### What you will do
Take the lines from the head of the listing through the one bearing "const [availability, setAvailability]" and copy them exactly, leaving every picture out.

+--

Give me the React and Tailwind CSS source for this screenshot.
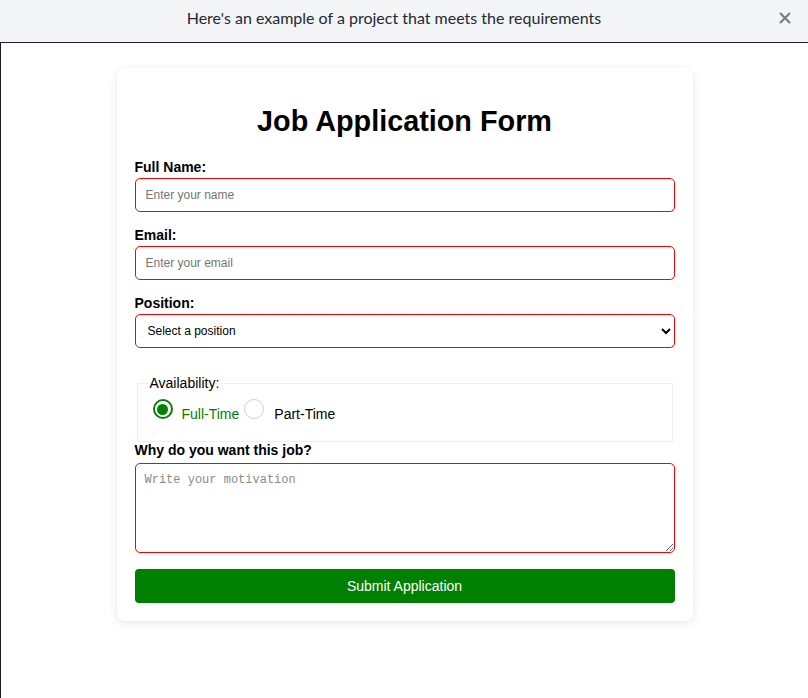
import { useState } from "react";

export default function App() {
  const [availability, setAvailability] = useState("full");

  return (
    <div className="min-h-[698px] bg-white font-['Liberation_Sans',Arial,sans-serif] text-black">
      {/* ── Banner ── */}
      <div className="relative flex h-[43px] items-center justify-center border-b border-[#1e1b3a] bg-[#f3f4f6] pb-[6px] pr-[20px] font-['Lato',sans-serif] text-[16px] text-[#1f2937]">
        Here's an example of a project that meets the requirements
        <button className="absolute right-[17px] top-[12px] h-[12px] w-[12px] text-[#7c7c8c]">
          <svg viewBox="0 0 12 12" className="h-[12px] w-[12px]" fill="none" stroke="currentColor" strokeWidth="2.2">
            <path d="M1 1 L11 11 M11 1 L1 11" />
          </svg>
        </button>
      </div>

      <div className="min-h-[655px] border-l border-[#1e1b3a] pt-[25px]">
        {/* ── Card ── */}
        <form
          className="mx-auto w-[576px] rounded-[8px] bg-white p-[18px] shadow-[0_2px_10px_rgba(0,0,0,0.1)]"
          onSubmit={(e) => e.preventDefault()}
        >
          <h1 className="mb-[20px] mt-[19px] text-center text-[28.8px] font-bold leading-[32px]">
            Job Application Form
          </h1>

          <label className="block text-[14px] font-bold leading-[21px]">Full Name:</label>
          <input
            type="text"
            placeholder="Enter your name"
            className="mb-[13px] block h-[34px] w-full rounded-[5px] border border-[#ff0000] px-[10px] text-[12px] outline-none placeholder:text-[#757575]"
          />

          <label className="block text-[14px] font-bold leading-[21px]">Email:</label>
          <input
            type="email"
            placeholder="Enter your email"
            className="mb-[13px] block h-[34px] w-full rounded-[5px] border border-[#ff0000] px-[10px] text-[12px] outline-none placeholder:text-[#757575]"
          />

          <label className="block text-[14px] font-bold leading-[21px]">Position:</label>
          <select className="block h-[34px] w-full rounded-[5px] border border-[#ff0000] pl-[8px] pr-[4px] text-[12px] outline-none">
            <option>Select a position</option>
            <option>Developer</option>
            <option>Designer</option>
          </select>

          {/* ── Availability ── */}
          <fieldset className="mx-[2px] mt-[27px] border border-[#eeeeee] pb-[19px] pl-[10px] pt-[4px]">
            <legend className="px-[2px] text-[14px] leading-[17px]">Availability:</legend>
            <div className="text-[14px] leading-[16px]">
              <label className="cursor-pointer" onClick={() => setAvailability("full")}>
                {availability === "full" ? (
                  <span className="ml-[5px] mr-[9px] mt-[3px] inline-block h-[20px] w-[20px] rounded-full border-[2px] border-[#0b7d0b] p-[2.5px]">
                    <span className="block h-full w-full rounded-full bg-[#008000]" />
                  </span>
                ) : (
                  <span className="ml-[5px] mr-[9px] mt-[3px] inline-block h-[20px] w-[20px] rounded-full border border-[#cfcfcf] bg-white" />
                )}
                <span className={availability === "full" ? "text-[#008000]" : "text-black"}>Full-Time</span>
              </label>
              <label className="cursor-pointer" onClick={() => setAvailability("part")}>
                {availability === "part" ? (
                  <span className="ml-[5px] mr-[10px] mt-[3px] inline-block h-[20px] w-[20px] rounded-full border-[2px] border-[#0b7d0b] p-[2.5px]">
                    <span className="block h-full w-full rounded-full bg-[#008000]" />
                  </span>
                ) : (
                  <span className="ml-[5px] mr-[10px] mt-[3px] inline-block h-[20px] w-[20px] rounded-full border border-[#cfcfcf] bg-white" />
                )}
                <span className={availability === "part" ? "text-[#008000]" : "text-black"}>Part-Time</span>
              </label>
            </div>
          </fieldset>

          <label className="mb-[4px] block text-[14px] font-bold leading-[17px]">Why do you want this job?</label>
          <textarea
            placeholder="Write your motivation"
            className="block h-[90px] w-full rounded-[5px] border border-[#ff0000] px-[9px] pt-[9px] font-['Liberation_Mono',monospace] text-[12px] leading-[14px] outline-none placeholder:text-[#8a8a8a]"
          />

          <button
            type="submit"
            className="mt-[16px] block h-[34px] w-full rounded-[4px] bg-[#008000] text-[14px] text-white"
          >
            Submit Application
          </button>
        </form>
      </div>
    </div>
  );
}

+--

### Task response
Give me the React and Tailwind CSS source for this screenshot.
import { useState } from "react";

export default function App() {
  const [availability, setAvailability] = useState("full");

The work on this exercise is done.